(EXERCISE PROMPT)
Your task is to give the data again, exactly, with every line intact.
****************************************
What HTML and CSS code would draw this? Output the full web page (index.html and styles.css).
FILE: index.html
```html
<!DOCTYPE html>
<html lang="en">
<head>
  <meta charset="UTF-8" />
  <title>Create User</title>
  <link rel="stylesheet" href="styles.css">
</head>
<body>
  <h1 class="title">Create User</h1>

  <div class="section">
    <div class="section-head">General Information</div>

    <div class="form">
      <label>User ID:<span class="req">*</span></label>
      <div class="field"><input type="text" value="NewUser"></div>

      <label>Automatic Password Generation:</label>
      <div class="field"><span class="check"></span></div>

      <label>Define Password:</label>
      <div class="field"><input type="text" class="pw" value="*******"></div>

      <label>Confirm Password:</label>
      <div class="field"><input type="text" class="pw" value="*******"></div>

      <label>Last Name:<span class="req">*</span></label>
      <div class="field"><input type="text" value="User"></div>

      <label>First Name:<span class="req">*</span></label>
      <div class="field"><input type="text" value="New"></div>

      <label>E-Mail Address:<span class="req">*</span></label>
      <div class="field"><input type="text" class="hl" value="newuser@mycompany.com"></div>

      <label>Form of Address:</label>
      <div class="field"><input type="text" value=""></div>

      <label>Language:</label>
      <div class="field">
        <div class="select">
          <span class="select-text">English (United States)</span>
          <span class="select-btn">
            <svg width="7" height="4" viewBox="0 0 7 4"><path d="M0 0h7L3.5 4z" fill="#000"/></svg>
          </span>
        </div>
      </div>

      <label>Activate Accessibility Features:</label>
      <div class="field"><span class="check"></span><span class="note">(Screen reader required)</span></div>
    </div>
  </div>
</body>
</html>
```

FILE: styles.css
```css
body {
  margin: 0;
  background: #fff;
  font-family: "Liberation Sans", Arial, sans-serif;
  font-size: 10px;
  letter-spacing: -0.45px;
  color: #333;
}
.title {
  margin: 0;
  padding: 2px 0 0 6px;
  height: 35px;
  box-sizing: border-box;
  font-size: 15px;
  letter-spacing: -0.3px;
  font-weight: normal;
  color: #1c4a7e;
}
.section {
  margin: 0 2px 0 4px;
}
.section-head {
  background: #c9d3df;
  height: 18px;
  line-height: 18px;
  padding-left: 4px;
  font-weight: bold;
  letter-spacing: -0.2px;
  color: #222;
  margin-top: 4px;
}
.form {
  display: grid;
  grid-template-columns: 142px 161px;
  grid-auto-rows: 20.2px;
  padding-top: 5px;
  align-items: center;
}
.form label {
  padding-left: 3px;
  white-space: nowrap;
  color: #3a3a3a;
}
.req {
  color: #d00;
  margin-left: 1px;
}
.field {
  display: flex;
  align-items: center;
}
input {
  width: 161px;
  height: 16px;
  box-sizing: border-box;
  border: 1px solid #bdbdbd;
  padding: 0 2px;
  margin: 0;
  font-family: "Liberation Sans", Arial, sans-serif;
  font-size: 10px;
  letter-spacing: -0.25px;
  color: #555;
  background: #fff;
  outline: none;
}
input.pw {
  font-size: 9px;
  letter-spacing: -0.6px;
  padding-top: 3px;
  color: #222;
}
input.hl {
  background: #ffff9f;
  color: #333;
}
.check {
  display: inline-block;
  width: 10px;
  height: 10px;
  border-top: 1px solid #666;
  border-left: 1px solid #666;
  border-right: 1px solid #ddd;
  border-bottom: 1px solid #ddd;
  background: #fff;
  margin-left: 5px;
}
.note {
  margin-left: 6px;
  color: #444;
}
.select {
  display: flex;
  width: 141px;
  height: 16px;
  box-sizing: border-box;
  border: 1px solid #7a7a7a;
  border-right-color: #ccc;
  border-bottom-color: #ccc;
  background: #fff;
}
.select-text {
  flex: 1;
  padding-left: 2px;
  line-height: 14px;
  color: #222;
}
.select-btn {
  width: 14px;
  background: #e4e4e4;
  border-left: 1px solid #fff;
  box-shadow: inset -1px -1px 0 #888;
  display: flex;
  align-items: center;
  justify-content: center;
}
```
****************************************
(FULL ANSWER)
What HTML and CSS code would draw this? Output the full web page (index.html and styles.css).
FILE: index.html
```html
<!DOCTYPE html>
<html lang="en">
<head>
  <meta charset="UTF-8" />
  <title>Create User</title>
  <link rel="stylesheet" href="styles.css">
</head>
<body>
  <h1 class="title">Create User</h1>

  <div class="section">
    <div class="section-head">General Information</div>

    <div class="form">
      <label>User ID:<span class="req">*</span></label>
      <div class="field"><input type="text" value="NewUser"></div>

      <label>Automatic Password Generation:</label>
      <div class="field"><span class="check"></span></div>

      <label>Define Password:</label>
      <div class="field"><input type="text" class="pw" value="*******"></div>

      <label>Confirm Password:</label>
      <div class="field"><input type="text" class="pw" value="*******"></div>

      <label>Last Name:<span class="req">*</span></label>
      <div class="field"><input type="text" value="User"></div>

      <label>First Name:<span class="req">*</span></label>
      <div class="field"><input type="text" value="New"></div>

      <label>E-Mail Address:<span class="req">*</span></label>
      <div class="field"><input type="text" class="hl" value="newuser@mycompany.com"></div>

      <label>Form of Address:</label>
      <div class="field"><input type="text" value=""></div>

      <label>Language:</label>
      <div class="field">
        <div class="select">
          <span class="select-text">English (United States)</span>
          <span class="select-btn">
            <svg width="7" height="4" viewBox="0 0 7 4"><path d="M0 0h7L3.5 4z" fill="#000"/></svg>
          </span>
        </div>
      </div>

      <label>Activate Accessibility Features:</label>
      <div class="field"><span class="check"></span><span class="note">(Screen reader required)</span></div>
    </div>
  </div>
</body>
</html>
```

FILE: styles.css
```css
body {
  margin: 0;
  background: #fff;
  font-family: "Liberation Sans", Arial, sans-serif;
  font-size: 10px;
  letter-spacing: -0.45px;
  color: #333;
}
.title {
  margin: 0;
  padding: 2px 0 0 6px;
  height: 35px;
  box-sizing: border-box;
  font-size: 15px;
  letter-spacing: -0.3px;
  font-weight: normal;
  color: #1c4a7e;
}
.section {
  margin: 0 2px 0 4px;
}
.section-head {
  background: #c9d3df;
  height: 18px;
  line-height: 18px;
  padding-left: 4px;
  font-weight: bold;
  letter-spacing: -0.2px;
  color: #222;
  margin-top: 4px;
}
.form {
  display: grid;
  grid-template-columns: 142px 161px;
  grid-auto-rows: 20.2px;
  padding-top: 5px;
  align-items: center;
}
.form label {
  padding-left: 3px;
  white-space: nowrap;
  color: #3a3a3a;
}
.req {
  color: #d00;
  margin-left: 1px;
}
.field {
  display: flex;
  align-items: center;
}
input {
  width: 161px;
  height: 16px;
  box-sizing: border-box;
  border: 1px solid #bdbdbd;
  padding: 0 2px;
  margin: 0;
  font-family: "Liberation Sans", Arial, sans-serif;
  font-size: 10px;
  letter-spacing: -0.25px;
  color: #555;
  background: #fff;
  outline: none;
}
input.pw {
  font-size: 9px;
  letter-spacing: -0.6px;
  padding-top: 3px;
  color: #222;
}
input.hl {
  background: #ffff9f;
  color: #333;
}
.check {
  display: inline-block;
  width: 10px;
  height: 10px;
  border-top: 1px solid #666;
  border-left: 1px solid #666;
  border-right: 1px solid #ddd;
  border-bottom: 1px solid #ddd;
  background: #fff;
  margin-left: 5px;
}
.note {
  margin-left: 6px;
  color: #444;
}
.select {
  display: flex;
  width: 141px;
  height: 16px;
  box-sizing: border-box;
  border: 1px solid #7a7a7a;
  border-right-color: #ccc;
  border-bottom-color: #ccc;
  background: #fff;
}
.select-text {
  flex: 1;
  padding-left: 2px;
  line-height: 14px;
  color: #222;
}
.select-btn {
  width: 14px;
  background: #e4e4e4;
  border-left: 1px solid #fff;
  box-shadow: inset -1px -1px 0 #888;
  display: flex;
  align-items: center;
  justify-content: center;
}
```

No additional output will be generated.